Ordinary renewables like wind, solar, or hydropower - which all add new CO2 to the atmosphere over their lifecycle - can play a role, but do not go far enough, especially given the enormity of the task of countering emissions from fossil fuels. Take photovoltaics: per kilowatthour of electricity produced, around 100 grams of CO2 equivalent is released over the entire lifecycle of the solar energy system. Wind power comes in at +30grams, as does biomass, while hydropower and nuclear add between 10 and 20 grams. Carbon-negative bioenergy on the contrary can yield up to -1000 grams (that is: minus a thousand grams per kWh). In short, the emissions generated by classic renewables and fossil fuels, must be counter-acted by carbon-negative bioenergy if we want to reach a level of near zero new emissions.
What if we were to discover tomorrow that a climate catastrophe was imminent if our planet warmed any further? To reduce emissions enough to avoid this catastrophe, we would have to cut them close to zero - and right away. - Ken Caldeira, Stanford University, Carnegie Institution, Department of Global EcologyIn the study, to be published in Geophysical Research Letters, climate scientists Ken Caldeira and Damon Matthews used an Earth system model at the Carnegie Institution's Department of Global Ecology to simulate the response of the Earth's climate to different levels of carbon dioxide emission over the next 500 years. The model, a sophisticated computer program developed at the University of Victoria, Canada, takes into account the flow of heat between the atmosphere and oceans, as well as other factors such as the uptake of carbon dioxide by land vegetation, in its calculations.
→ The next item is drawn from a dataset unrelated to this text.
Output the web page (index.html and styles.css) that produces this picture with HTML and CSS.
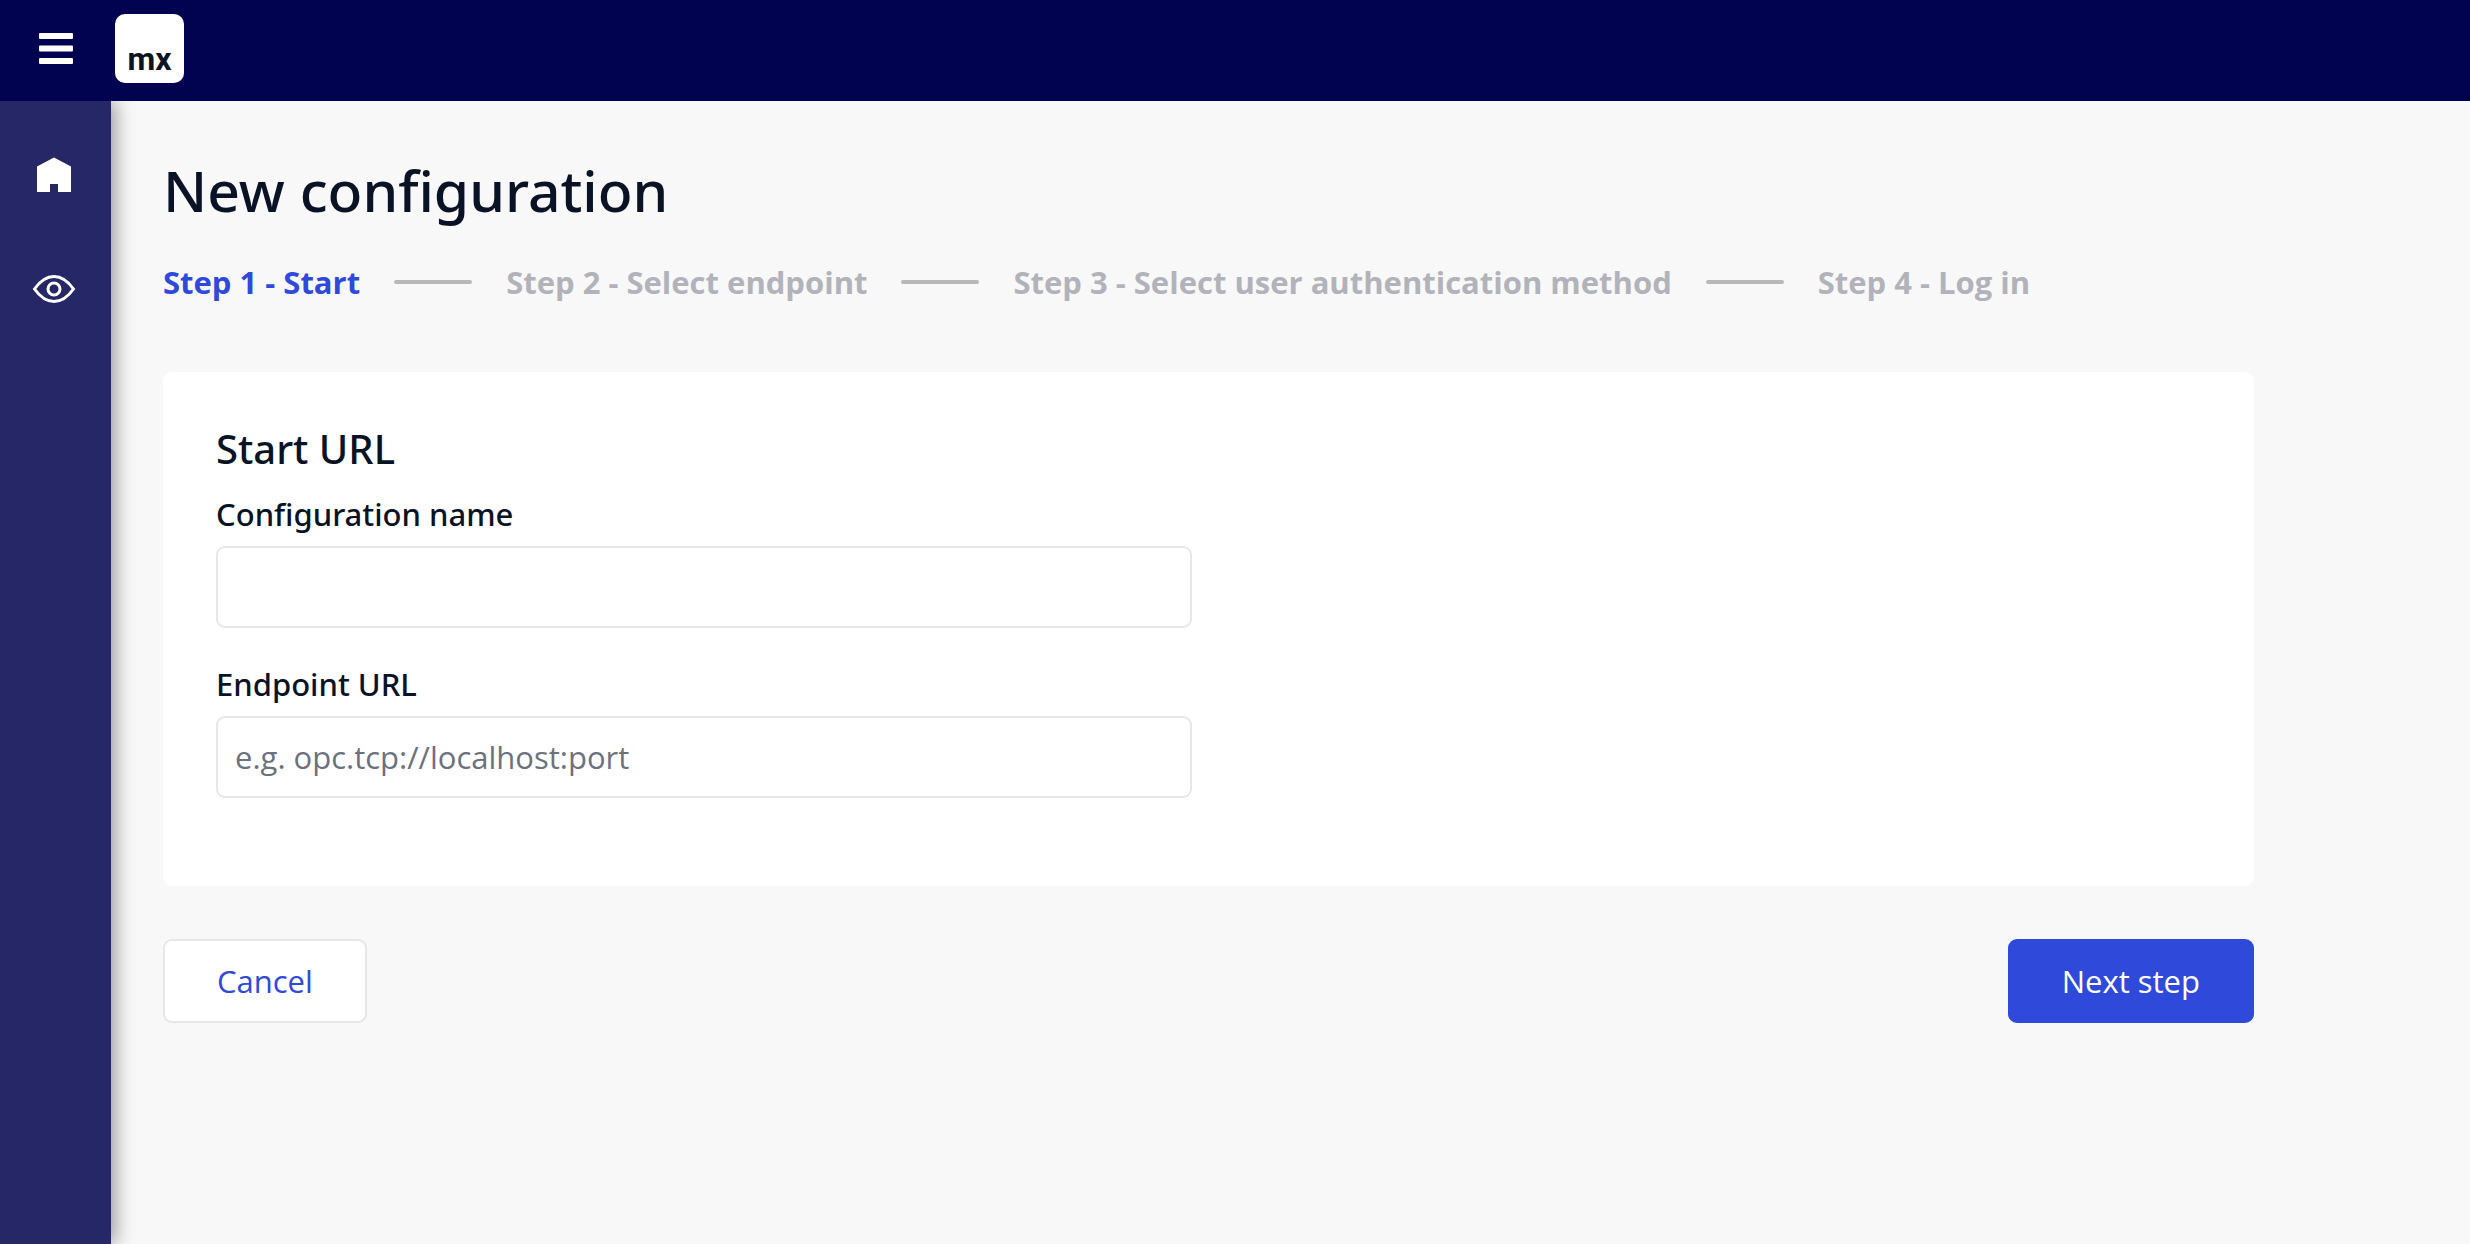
FILE: index.html
```html
<!DOCTYPE html>
<html lang="en">
<head>
<meta charset="utf-8">
<meta name="viewport" content="width=device-width, initial-scale=1">
<title>New configuration</title>
<link rel="stylesheet" href="styles.css">
</head>
<body>
<header class="topbar">
  <button class="menu-toggle" type="button" aria-label="Toggle menu">
    <svg width="34" height="32" viewBox="0 0 34 32" fill="currentColor" aria-hidden="true">
      <rect y="0" width="34" height="6" rx="1"/>
      <rect y="12.5" width="34" height="6" rx="1"/>
      <rect y="25" width="34" height="6" rx="1"/>
    </svg>
  </button>
  <a class="logo" href="#">mx</a>
</header>
<div class="layout">
  <nav class="sidebar" aria-label="Main">
    <a class="nav-link" href="#" aria-label="Home">
      <svg width="44" height="44" viewBox="0 0 44 44" fill="currentColor" aria-hidden="true">
        <path d="M22 4.500 39 13.500V39H26V31H18V39H5V13.500Z"/>
      </svg>
    </a>
    <a class="nav-link" href="#" aria-label="Overview">
      <svg width="44" height="44" viewBox="0 0 44 44" fill="none" stroke="currentColor" stroke-width="3" aria-hidden="true">
        <path d="M2.500 22C8.500 13.500 15 9.500 22 9.500S35.500 13.500 41.500 22C35.500 30.500 29 34.500 22 34.500S8.500 30.500 2.500 22Z"/>
        <circle cx="22" cy="22" r="6"/>
      </svg>
    </a>
  </nav>
  <main class="content">
    <h1 class="page-title">New configuration</h1>
    <ol class="steps">
      <li class="step step-active" aria-current="step">Step 1 - Start</li>
      <li class="step">Step 2 - Select endpoint</li>
      <li class="step">Step 3 - Select user authentication method</li>
      <li class="step">Step 4 - Log in</li>
    </ol>
    <form class="wizard">
      <section class="card">
        <h2 class="card-title">Start URL</h2>
        <div class="field">
          <label class="field-label" for="config-name">Configuration name</label>
          <input class="field-input" id="config-name" type="text">
        </div>
        <div class="field">
          <label class="field-label" for="endpoint-url">Endpoint URL</label>
          <input class="field-input" id="endpoint-url" type="text" placeholder="e.g. opc.tcp://localhost:port">
        </div>
      </section>
      <div class="actions">
        <button class="btn btn-default" type="button">Cancel</button>
        <button class="btn btn-primary" type="submit">Next step</button>
      </div>
    </form>
  </main>
</div>
</body>
</html>
```
FILE: styles.css
```css
*, *::before, *::after { box-sizing: border-box; }

body {
  margin: 0;
  min-height: 100vh;
  display: flex;
  flex-direction: column;
  background: #f8f8f8;
  color: #0a1325;
  font: 31px/44px "Open Sans", sans-serif;
}

h1, h2, ol { margin: 0; padding: 0; }

/* Medium-weight text */
.page-title, .card-title, .field-label {
  font-family: "Noto Sans", "Open Sans", sans-serif;
  font-weight: 500;
}

.topbar {
  display: flex;
  align-items: center;
  gap: 42px;
  height: 101px;
  padding: 0 39px 4px;
  background: #020350;
}

.menu-toggle {
  display: flex;
  padding: 0;
  border: 0;
  background: none;
  color: #fff;
}

.logo {
  display: flex;
  align-items: flex-end;
  justify-content: center;
  width: 69px;
  height: 69px;
  padding-bottom: 4px;
  border-radius: 10px;
  background: #fff;
  color: #0a1325;
  font: 700 32px/40px Roboto, sans-serif;
  text-decoration: none;
}

.layout { flex: 1; display: flex; }

.sidebar {
  flex: none;
  display: flex;
  flex-direction: column;
  gap: 70px;
  width: 111px;
  padding: 52px 32px;
  background: #262766;
  box-shadow: 4px 0 18px rgba(0, 0, 0, 0.4);
  clip-path: inset(0 -40px 0 0);
}

.nav-link { display: flex; color: #fff; }

.content { flex: 1; min-width: 0; padding: 53px 52px; }

.page-title { font-size: 57px; line-height: 72px; }

.steps {
  display: flex;
  align-items: center;
  margin: 34px 0 68px;
  list-style: none;
  font-weight: 700;
  color: #b2b3ba;
}

.step { display: flex; align-items: center; }

.step:not(:last-child)::after {
  content: "";
  width: 78px;
  height: 4px;
  margin: 0 34px;
  border-radius: 2px;
  background: #b8b8b8;
}

.step-active { color: #2f49da; }

.wizard { max-width: 2091px; }

.card {
  display: flex;
  flex-direction: column;
  padding: 53px 53px 88px;
  border-radius: 9px;
  background: #fff;
}

.card-title { margin-bottom: 19px; font-size: 40px; line-height: 48px; }

.field {
  display: flex;
  flex-direction: column;
  gap: 10px;
  width: calc(50% - 17px);
}

.field + .field { margin-top: 34px; }

.field-input {
  height: 82px;
  padding: 0 17px;
  border: 2px solid #e7e7e9;
  border-radius: 9px;
  background: #fff;
  color: inherit;
  font: inherit;
}

.field-input::placeholder { color: #6c717e; opacity: 1; }

.actions {
  display: flex;
  justify-content: space-between;
  margin-top: 53px;
}

.btn {
  height: 84px;
  padding: 0 52px;
  border: 2px solid #e7e7e9;
  border-radius: 9px;
  background: #fff;
  color: #2f49da;
  font: inherit;
}

.btn-primary { border-color: #2f49da; background: #2f49da; color: #fff; }
```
This is the first peer-reviewed study to investigate what level of carbon dioxide emission would be needed to prevent further warming of our planet.
Most scientific and policy discussions about avoiding climate change have centered on what emissions would be needed to stabilize greenhouse gases in the atmosphere. But stabilizing greenhouse gases does not equate to a stable climate. The scientists studied what emissions would be needed to stabilize climate in the foreseeable future.
They investigated how much climate changes as a result of each individual emission of carbon dioxide, and found that each increment of emission leads to another increment of warming. So, if we want to avoid additional warming, we need to avoid additional emissions. With emissions set to zero in the simulations, the level of carbon dioxide in the atmosphere slowly fell as carbon sinks such as the oceans and land vegetation absorbed the gas. Surprisingly, however, the model predicted that global temperatures would remain high for at least 500 years after carbon dioxide emissions ceased.
Just as an iron skillet will stay hot and keep cooking after the stove burner's turned off, heat held in the oceans will keep the climate warm even as the heating effect of greenhouse gases diminishes. Adding more greenhouse gases, even at a rate lower than today, would worsen the situation and the effects would persist for centuries.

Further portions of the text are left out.